Philippe d’Iribarne : C’est un débat qui remonte plus loin que la seule affaire Mathilde Panot ne le laisse penser. On pourrait ainsi citer toutes les critiques dont la loi Gayssot a pu faire l’objet, en 1990, quand elle a été votée. C’est un texte, rappelons-le, qui visait à réprimer tout acte raciste, antisémite ou xénophobe. Une partie des parlementaires s’y était opposée au motif qu’elle venait réduire le champ de la liberté d’expression et qu’il revenait à tous les raisonnables de corriger celles et ceux qui professeraient des idioties. C’est une position honorable, mais qui fait parfois débat aujourd’hui, notamment en raison de la forte judiciarisation de la parole politique à laquelle la gauche a recours ces dernières années, qui n’hésite pas non plus à pratiquer la cancel culture pour décrédibiliser ses adversaires.

Face à cette nouvelle réalité, il y a deux façons de réagir. La première consiste à estimer que face à ce type de techniques, il nous faut employer les mêmes armes pour pouvoir continuer à lutter politiquement. De l’autre côté, on estime en revanche qu’il ne faut pas rentrer dans cette logique, qu’il vaut mieux laisser les uns dire des bêtises et ensuite argumenter sereinement pour montrer qu’ils ont tort. C’est une question difficile, sur laquelle les libéraux ont parfois du mal à trancher. J’ai du mal à croire que, si jugement il y a in fine, la France Insoumise soit nécessairement relaxée. Ce serait certainement un scandale aux yeux de tout ou partie de la population. En revanche, il est évident qu’en judiciarisant le débat de la sorte, on s’expose au risque que la justice tranche et qu’elle ne tranche pas nécessairement en défaveur de LFI.

Or, si la justice ne tranche pas en défaveur de LFI et de Mathilde Panot, il lui sera alors possible de se retourner contre celles et ceux qui auraient par la suite estimé que le communiqué du parti relevait effectivement de l’apologie du terrorisme. Tant que la question n’est pas judiciarisée, personne ne peut nous empêcher d’exprimer cette opinion. Dès lors qu’on entre sur le domaine judiciaire, nous n’avons plus cette certitude. Dans le meilleur des mondes, le recours à la judiciarisation du débat politique ne devrait donc pas être nécessaire. Force est de constater, néanmoins, que le cadre juridique dans lequel nous évoluons (et je pense notamment à la loi Pleven) est détestable.
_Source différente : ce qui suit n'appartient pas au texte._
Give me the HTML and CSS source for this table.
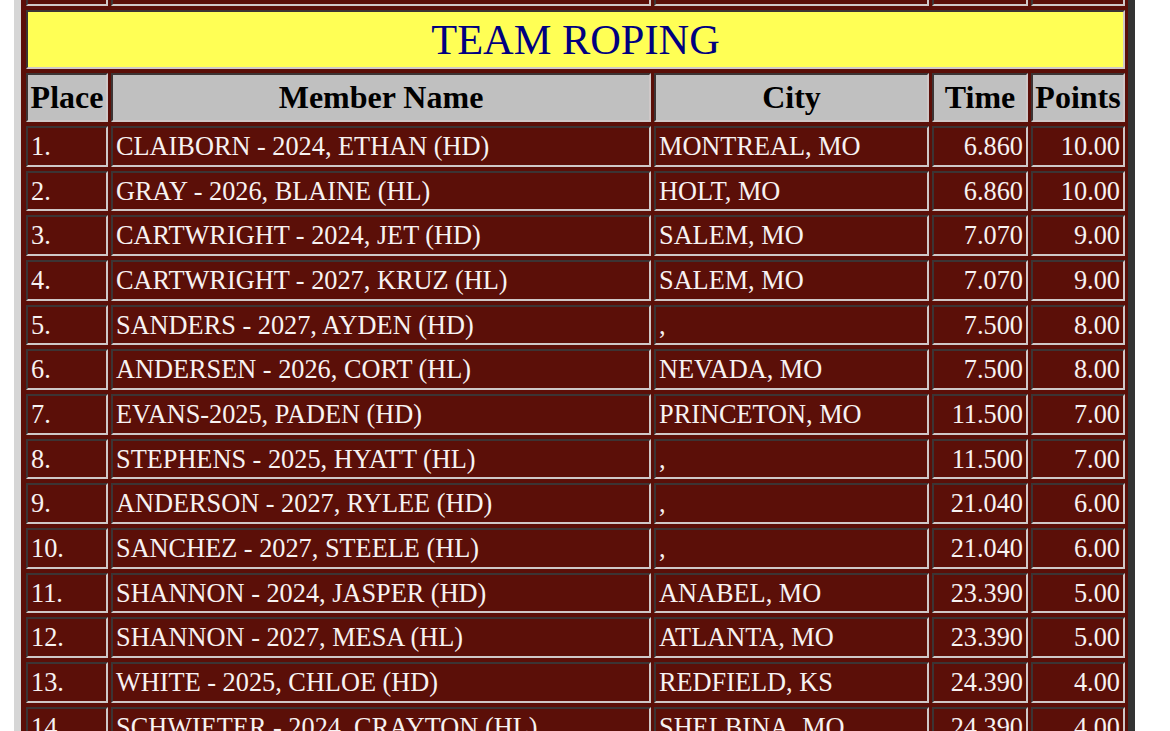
FILE: index.html
```html
<!DOCTYPE html>
<html>
<head>
<meta charset="utf-8">
<title>Team Roping</title>
<link rel="stylesheet" href="styles.css">
</head>
<body>
<div class="page">
  <div class="scroller">
    <table class="results">
      <tr class="prev">
        <td class="w-place">&nbsp;</td>
        <td class="w-name">&nbsp;</td>
        <td class="w-city">&nbsp;</td>
        <td class="w-time">&nbsp;</td>
        <td class="w-pts">&nbsp;</td>
      </tr>
      <tr class="title">
        <td colspan="5">TEAM ROPING</td>
      </tr>
      <tr class="head">
        <th>Place</th>
        <th>Member Name</th>
        <th>City</th>
        <th>Time</th>
        <th>Points</th>
      </tr>
      <tr class="row"><td>1.</td><td>CLAIBORN - 2024, ETHAN (HD)</td><td>MONTREAL, MO</td><td class="num">6.860</td><td class="num">10.00</td></tr>
      <tr class="row"><td>2.</td><td>GRAY - 2026, BLAINE (HL)</td><td>HOLT, MO</td><td class="num">6.860</td><td class="num">10.00</td></tr>
      <tr class="row"><td>3.</td><td>CARTWRIGHT - 2024, JET (HD)</td><td>SALEM, MO</td><td class="num">7.070</td><td class="num">9.00</td></tr>
      <tr class="row"><td>4.</td><td>CARTWRIGHT - 2027, KRUZ (HL)</td><td>SALEM, MO</td><td class="num">7.070</td><td class="num">9.00</td></tr>
      <tr class="row"><td>5.</td><td>SANDERS - 2027, AYDEN (HD)</td><td>,</td><td class="num">7.500</td><td class="num">8.00</td></tr>
      <tr class="row"><td>6.</td><td>ANDERSEN - 2026, CORT (HL)</td><td>NEVADA, MO</td><td class="num">7.500</td><td class="num">8.00</td></tr>
      <tr class="row"><td>7.</td><td>EVANS-2025, PADEN (HD)</td><td>PRINCETON, MO</td><td class="num">11.500</td><td class="num">7.00</td></tr>
      <tr class="row"><td>8.</td><td>STEPHENS - 2025, HYATT (HL)</td><td>,</td><td class="num">11.500</td><td class="num">7.00</td></tr>
      <tr class="row"><td>9.</td><td>ANDERSON - 2027, RYLEE (HD)</td><td>,</td><td class="num">21.040</td><td class="num">6.00</td></tr>
      <tr class="row"><td>10.</td><td>SANCHEZ - 2027, STEELE (HL)</td><td>,</td><td class="num">21.040</td><td class="num">6.00</td></tr>
      <tr class="row"><td>11.</td><td>SHANNON - 2024, JASPER (HD)</td><td>ANABEL, MO</td><td class="num">23.390</td><td class="num">5.00</td></tr>
      <tr class="row"><td>12.</td><td>SHANNON - 2027, MESA (HL)</td><td>ATLANTA, MO</td><td class="num">23.390</td><td class="num">5.00</td></tr>
      <tr class="row"><td>13.</td><td>WHITE - 2025, CHLOE (HD)</td><td>REDFIELD, KS</td><td class="num">24.390</td><td class="num">4.00</td></tr>
      <tr class="row"><td>14.</td><td>SCHWIETER - 2024, CRAYTON (HL)</td><td>SHELBINA, MO</td><td class="num">24.390</td><td class="num">4.00</td></tr>
    </table>
  </div>
</div>
</body>
</html>
```

FILE: styles.css
```css
html, body {
  margin: 0;
  padding: 0;
  background: #ffffff;
}

.page {
  height: 731px;
  overflow: hidden;
}

.scroller {
  margin-top: -44.67px;
  padding-left: 14px;
}

.results {
  box-sizing: border-box;
  width: 1121px;
  table-layout: fixed;
  border-collapse: separate;
  border-spacing: 3px 4px;
  background: #5b0f08;
  border-style: solid;
  border-width: 6px 7px 6px 7px;
  border-color: #d6d6d6 #333333 #333333 #d6d6d6;
  padding: 0 0 0 2px;
  font-family: "Liberation Serif", "Times New Roman", serif;
}

.results td,
.results th {
  box-sizing: border-box;
  border-style: solid;
  border-width: 2px;
  border-color: #3c3434 #cfc8c8 #cfc8c8 #3c3434;
  padding: 0 3px;
  vertical-align: middle;
  white-space: nowrap;
  overflow: hidden;
}

.w-place { width: 82px; }
.w-name { width: 540px; }
.w-city { width: 275px; }
.w-time { width: 96px; }
.w-pts { width: 94px; }

.prev td {
  line-height: 36.67px;
  background: #5b0f08;
}

.title td {
  background: #ffff55;
  color: #000080;
  font-size: 42.4px;
  line-height: 55px;
  text-align: center;
  font-weight: normal;
}

.head th {
  background: #c0c0c0;
  color: #000000;
  font-size: 32px;
  font-weight: bold;
  line-height: 45px;
  text-align: center;
  padding: 0 1px;
}

.row td {
  background: #5b0f08;
  color: #f7f2f2;
  font-size: 26.3px;
  line-height: 34.67px;
  padding-top: 2px;
  text-align: left;
}

.row td.num {
  text-align: right;
}
```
Raul Magni-Berton : Pour l’heure, Mathilde Panot a été convoquée par la police. C’est un évènement important pour ce qu’il représente, mais il faut tout de même commencer par rappeler que nous ne disposons pas encore de tous les éléments concernant cette affaire. Ceci étant précisé, on peut maintenant dire qu’elle sera entendu pour des raisons de potentielle “apologie du terrorisme”. C’est un problème, puisque le délit d’apologie du terrorisme, s’il existe évidemment, est trop lâche dans sa définition. Concrètement, cela signifie que trop de personnalités, politiques ou non d’ailleurs, sont susceptibles d’être accusées d’apologie du terrorisme et que si elles ne sont pas aussi connues que Mathilde Panot, certaines ne bénéficieront pas du bon degré de protection. Dans une situation comme celle que nous vivons, c’est un vrai problème puisque nous avons tendance à judiciariser le débat politique. Plus les normes sont vagues, plus le risque de tomber dans la judiciarisation est important : cela devient plus facile d’y avoir recours.

Aujourd’hui, c’est La France insoumise qui en fait l’objet. En général, c’est plutôt la droite qui en est la victime. Dans un cas comme dans l’autre, c’est un problème puisqu’il s’agit clairement d’un moyen de faire taire les oppositions. La gauche comme la droite ont employé les mêmes arguments quand elles ont été victimes l’une ou l’autre de ce genre d’instrumentalisation et l’ont fait à raison. C’est un vrai problème, indépendamment de ce que l’on peut penser de la ligne de la FI sur la question palestinienne et le Hamas, d’ailleurs.